▶ [Set problem]: Transcribe the data that follows precisely, omitting nothing.

(Pages as source code)
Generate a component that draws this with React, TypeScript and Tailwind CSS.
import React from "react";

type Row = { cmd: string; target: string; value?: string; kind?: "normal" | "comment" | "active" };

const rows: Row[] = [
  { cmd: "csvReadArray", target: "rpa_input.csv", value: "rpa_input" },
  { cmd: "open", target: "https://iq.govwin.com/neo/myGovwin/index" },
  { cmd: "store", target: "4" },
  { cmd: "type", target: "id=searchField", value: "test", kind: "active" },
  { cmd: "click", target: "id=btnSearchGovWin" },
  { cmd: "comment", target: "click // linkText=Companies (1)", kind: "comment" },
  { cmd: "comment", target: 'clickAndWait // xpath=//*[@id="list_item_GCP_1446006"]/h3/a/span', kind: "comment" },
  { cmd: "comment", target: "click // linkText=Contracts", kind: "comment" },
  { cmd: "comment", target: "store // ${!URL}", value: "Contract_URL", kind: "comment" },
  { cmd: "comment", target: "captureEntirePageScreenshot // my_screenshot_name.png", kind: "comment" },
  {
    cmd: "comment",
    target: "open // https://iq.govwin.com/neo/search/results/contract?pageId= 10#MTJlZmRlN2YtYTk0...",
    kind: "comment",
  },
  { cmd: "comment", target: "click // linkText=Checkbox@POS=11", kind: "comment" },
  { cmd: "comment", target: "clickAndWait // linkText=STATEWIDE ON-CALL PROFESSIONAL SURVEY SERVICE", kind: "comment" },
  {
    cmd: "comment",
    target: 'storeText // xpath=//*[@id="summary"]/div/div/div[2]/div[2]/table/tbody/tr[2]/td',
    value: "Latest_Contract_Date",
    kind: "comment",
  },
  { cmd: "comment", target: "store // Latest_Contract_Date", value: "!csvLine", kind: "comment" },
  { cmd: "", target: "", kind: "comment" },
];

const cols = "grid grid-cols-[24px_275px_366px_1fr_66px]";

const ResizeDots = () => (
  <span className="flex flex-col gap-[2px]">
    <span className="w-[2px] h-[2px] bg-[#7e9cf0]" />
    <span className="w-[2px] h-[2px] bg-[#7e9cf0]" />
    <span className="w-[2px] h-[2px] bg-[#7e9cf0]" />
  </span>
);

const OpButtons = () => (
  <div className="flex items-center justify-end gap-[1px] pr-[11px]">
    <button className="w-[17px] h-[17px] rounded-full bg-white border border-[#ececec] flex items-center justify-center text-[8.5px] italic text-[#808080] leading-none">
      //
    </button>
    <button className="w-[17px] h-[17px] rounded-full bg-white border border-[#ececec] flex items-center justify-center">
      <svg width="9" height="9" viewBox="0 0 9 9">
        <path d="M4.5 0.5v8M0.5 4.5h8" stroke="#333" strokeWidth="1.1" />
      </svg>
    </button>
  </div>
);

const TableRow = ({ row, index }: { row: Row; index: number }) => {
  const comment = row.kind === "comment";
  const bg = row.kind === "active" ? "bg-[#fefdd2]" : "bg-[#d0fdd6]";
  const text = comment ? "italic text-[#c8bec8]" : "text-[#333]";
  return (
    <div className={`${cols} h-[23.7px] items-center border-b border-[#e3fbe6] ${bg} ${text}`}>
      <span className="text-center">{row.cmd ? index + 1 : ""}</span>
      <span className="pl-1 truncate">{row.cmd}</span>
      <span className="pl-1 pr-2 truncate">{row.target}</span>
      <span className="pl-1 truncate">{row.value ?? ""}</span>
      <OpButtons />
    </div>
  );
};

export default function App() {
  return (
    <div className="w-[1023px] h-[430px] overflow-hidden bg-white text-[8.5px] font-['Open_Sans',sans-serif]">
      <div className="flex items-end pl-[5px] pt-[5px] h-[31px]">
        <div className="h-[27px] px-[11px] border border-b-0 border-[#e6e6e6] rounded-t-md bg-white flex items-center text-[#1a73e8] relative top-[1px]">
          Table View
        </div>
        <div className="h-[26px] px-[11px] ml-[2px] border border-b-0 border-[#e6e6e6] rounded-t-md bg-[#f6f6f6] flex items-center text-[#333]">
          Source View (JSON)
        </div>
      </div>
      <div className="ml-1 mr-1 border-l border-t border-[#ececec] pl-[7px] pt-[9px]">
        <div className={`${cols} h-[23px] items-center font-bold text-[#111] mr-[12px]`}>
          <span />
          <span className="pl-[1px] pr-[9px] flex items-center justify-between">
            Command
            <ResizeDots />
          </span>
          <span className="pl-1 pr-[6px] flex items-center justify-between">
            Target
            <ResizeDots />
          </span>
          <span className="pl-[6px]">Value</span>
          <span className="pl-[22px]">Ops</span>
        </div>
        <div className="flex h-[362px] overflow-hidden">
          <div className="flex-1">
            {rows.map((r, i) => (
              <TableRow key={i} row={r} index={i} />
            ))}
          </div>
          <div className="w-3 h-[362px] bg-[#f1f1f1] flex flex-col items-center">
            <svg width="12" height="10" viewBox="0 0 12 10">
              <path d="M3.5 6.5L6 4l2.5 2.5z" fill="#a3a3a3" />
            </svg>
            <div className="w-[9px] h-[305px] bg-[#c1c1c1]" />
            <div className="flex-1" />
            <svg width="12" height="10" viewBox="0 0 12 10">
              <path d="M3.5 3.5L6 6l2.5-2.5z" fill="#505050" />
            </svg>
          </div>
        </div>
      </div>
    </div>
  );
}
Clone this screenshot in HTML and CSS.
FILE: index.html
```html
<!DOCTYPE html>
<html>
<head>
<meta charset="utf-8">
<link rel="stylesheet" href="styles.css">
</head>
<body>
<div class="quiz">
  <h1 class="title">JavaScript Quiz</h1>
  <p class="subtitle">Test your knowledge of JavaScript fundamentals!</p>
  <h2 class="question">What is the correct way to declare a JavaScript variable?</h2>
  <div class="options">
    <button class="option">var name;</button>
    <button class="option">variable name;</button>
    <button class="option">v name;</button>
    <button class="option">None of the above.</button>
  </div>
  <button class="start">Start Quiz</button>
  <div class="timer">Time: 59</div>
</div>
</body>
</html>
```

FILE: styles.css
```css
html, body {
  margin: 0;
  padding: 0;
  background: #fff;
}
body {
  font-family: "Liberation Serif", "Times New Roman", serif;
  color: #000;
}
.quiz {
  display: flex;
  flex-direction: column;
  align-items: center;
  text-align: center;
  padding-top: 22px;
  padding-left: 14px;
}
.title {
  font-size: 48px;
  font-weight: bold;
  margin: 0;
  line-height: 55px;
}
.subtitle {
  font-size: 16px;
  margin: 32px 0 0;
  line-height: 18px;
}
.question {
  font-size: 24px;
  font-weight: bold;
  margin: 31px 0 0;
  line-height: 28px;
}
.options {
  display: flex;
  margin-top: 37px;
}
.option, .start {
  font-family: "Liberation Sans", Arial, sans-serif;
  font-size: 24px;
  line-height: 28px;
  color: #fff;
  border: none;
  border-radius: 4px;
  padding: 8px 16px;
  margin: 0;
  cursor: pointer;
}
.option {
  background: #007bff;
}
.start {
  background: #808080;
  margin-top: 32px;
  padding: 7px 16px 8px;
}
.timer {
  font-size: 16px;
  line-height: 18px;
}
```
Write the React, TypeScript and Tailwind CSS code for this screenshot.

▶ [Solved exercise]:
Generate a component that draws this with React, TypeScript and Tailwind CSS.
import React from "react";

type Row = { cmd: string; target: string; value?: string; kind?: "normal" | "comment" | "active" };

const rows: Row[] = [
  { cmd: "csvReadArray", target: "rpa_input.csv", value: "rpa_input" },
  { cmd: "open", target: "https://iq.govwin.com/neo/myGovwin/index" },
  { cmd: "store", target: "4" },
  { cmd: "type", target: "id=searchField", value: "test", kind: "active" },
  { cmd: "click", target: "id=btnSearchGovWin" },
  { cmd: "comment", target: "click // linkText=Companies (1)", kind: "comment" },
  { cmd: "comment", target: 'clickAndWait // xpath=//*[@id="list_item_GCP_1446006"]/h3/a/span', kind: "comment" },
  { cmd: "comment", target: "click // linkText=Contracts", kind: "comment" },
  { cmd: "comment", target: "store // ${!URL}", value: "Contract_URL", kind: "comment" },
  { cmd: "comment", target: "captureEntirePageScreenshot // my_screenshot_name.png", kind: "comment" },
  {
    cmd: "comment",
    target: "open // https://iq.govwin.com/neo/search/results/contract?pageId= 10#MTJlZmRlN2YtYTk0...",
    kind: "comment",
  },
  { cmd: "comment", target: "click // linkText=Checkbox@POS=11", kind: "comment" },
  { cmd: "comment", target: "clickAndWait // linkText=STATEWIDE ON-CALL PROFESSIONAL SURVEY SERVICE", kind: "comment" },
  {
    cmd: "comment",
    target: 'storeText // xpath=//*[@id="summary"]/div/div/div[2]/div[2]/table/tbody/tr[2]/td',
    value: "Latest_Contract_Date",
    kind: "comment",
  },
  { cmd: "comment", target: "store // Latest_Contract_Date", value: "!csvLine", kind: "comment" },
  { cmd: "", target: "", kind: "comment" },
];

const cols = "grid grid-cols-[24px_275px_366px_1fr_66px]";

const ResizeDots = () => (
  <span className="flex flex-col gap-[2px]">
    <span className="w-[2px] h-[2px] bg-[#7e9cf0]" />
    <span className="w-[2px] h-[2px] bg-[#7e9cf0]" />
    <span className="w-[2px] h-[2px] bg-[#7e9cf0]" />
  </span>
);

const OpButtons = () => (
  <div className="flex items-center justify-end gap-[1px] pr-[11px]">
    <button className="w-[17px] h-[17px] rounded-full bg-white border border-[#ececec] flex items-center justify-center text-[8.5px] italic text-[#808080] leading-none">
      //
    </button>
    <button className="w-[17px] h-[17px] rounded-full bg-white border border-[#ececec] flex items-center justify-center">
      <svg width="9" height="9" viewBox="0 0 9 9">
        <path d="M4.5 0.5v8M0.5 4.5h8" stroke="#333" strokeWidth="1.1" />
      </svg>
    </button>
  </div>
);

const TableRow = ({ row, index }: { row: Row; index: number }) => {
  const comment = row.kind === "comment";
  const bg = row.kind === "active" ? "bg-[#fefdd2]" : "bg-[#d0fdd6]";
  const text = comment ? "italic text-[#c8bec8]" : "text-[#333]";
  return (
    <div className={`${cols} h-[23.7px] items-center border-b border-[#e3fbe6] ${bg} ${text}`}>
      <span className="text-center">{row.cmd ? index + 1 : ""}</span>
      <span className="pl-1 truncate">{row.cmd}</span>
      <span className="pl-1 pr-2 truncate">{row.target}</span>
      <span className="pl-1 truncate">{row.value ?? ""}</span>
      <OpButtons />
    </div>
  );
};

export default function App() {
  return (
    <div className="w-[1023px] h-[430px] overflow-hidden bg-white text-[8.5px] font-['Open_Sans',sans-serif]">
      <div className="flex items-end pl-[5px] pt-[5px] h-[31px]">
        <div className="h-[27px] px-[11px] border border-b-0 border-[#e6e6e6] rounded-t-md bg-white flex items-center text-[#1a73e8] relative top-[1px]">
          Table View
        </div>
        <div className="h-[26px] px-[11px] ml-[2px] border border-b-0 border-[#e6e6e6] rounded-t-md bg-[#f6f6f6] flex items-center text-[#333]">
          Source View (JSON)
        </div>
      </div>
      <div className="ml-1 mr-1 border-l border-t border-[#ececec] pl-[7px] pt-[9px]">
        <div className={`${cols} h-[23px] items-center font-bold text-[#111] mr-[12px]`}>
          <span />
          <span className="pl-[1px] pr-[9px] flex items-center justify-between">
            Command
            <ResizeDots />
          </span>
          <span className="pl-1 pr-[6px] flex items-center justify-between">
            Target
            <ResizeDots />
          </span>
          <span className="pl-[6px]">Value</span>
          <span className="pl-[22px]">Ops</span>
        </div>
        <div className="flex h-[362px] overflow-hidden">
          <div className="flex-1">
            {rows.map((r, i) => (
              <TableRow key={i} row={r} index={i} />
            ))}
          </div>
          <div className="w-3 h-[362px] bg-[#f1f1f1] flex flex-col items-center">
            <svg width="12" height="10" viewBox="0 0 12 10">
              <path d="M3.5 6.5L6 4l2.5 2.5z" fill="#a3a3a3" />
            </svg>
            <div className="w-[9px] h-[305px] bg-[#c1c1c1]" />
            <div className="flex-1" />
            <svg width="12" height="10" viewBox="0 0 12 10">
              <path d="M3.5 3.5L6 6l2.5-2.5z" fill="#505050" />
            </svg>
          </div>
        </div>
      </div>
    </div>
  );
}
Clone this screenshot in HTML and CSS.
FILE: index.html
```html
<!DOCTYPE html>
<html>
<head>
<meta charset="utf-8">
<link rel="stylesheet" href="styles.css">
</head>
<body>
<div class="quiz">
  <h1 class="title">JavaScript Quiz</h1>
  <p class="subtitle">Test your knowledge of JavaScript fundamentals!</p>
  <h2 class="question">What is the correct way to declare a JavaScript variable?</h2>
  <div class="options">
    <button class="option">var name;</button>
    <button class="option">variable name;</button>
    <button class="option">v name;</button>
    <button class="option">None of the above.</button>
  </div>
  <button class="start">Start Quiz</button>
  <div class="timer">Time: 59</div>
</div>
</body>
</html>
```

FILE: styles.css
```css
html, body {
  margin: 0;
  padding: 0;
  background: #fff;
}
body {
  font-family: "Liberation Serif", "Times New Roman", serif;
  color: #000;
}
.quiz {
  display: flex;
  flex-direction: column;
  align-items: center;
  text-align: center;
  padding-top: 22px;
  padding-left: 14px;
}
.title {
  font-size: 48px;
  font-weight: bold;
  margin: 0;
  line-height: 55px;
}
.subtitle {
  font-size: 16px;
  margin: 32px 0 0;
  line-height: 18px;
}
.question {
  font-size: 24px;
  font-weight: bold;
  margin: 31px 0 0;
  line-height: 28px;
}
.options {
  display: flex;
  margin-top: 37px;
}
.option, .start {
  font-family: "Liberation Sans", Arial, sans-serif;
  font-size: 24px;
  line-height: 28px;
  color: #fff;
  border: none;
  border-radius: 4px;
  padding: 8px 16px;
  margin: 0;
  cursor: pointer;
}
.option {
  background: #007bff;
}
.start {
  background: #808080;
  margin-top: 32px;
  padding: 7px 16px 8px;
}
.timer {
  font-size: 16px;
  line-height: 18px;
}
```
Write the React, TypeScript and Tailwind CSS code for this screenshot.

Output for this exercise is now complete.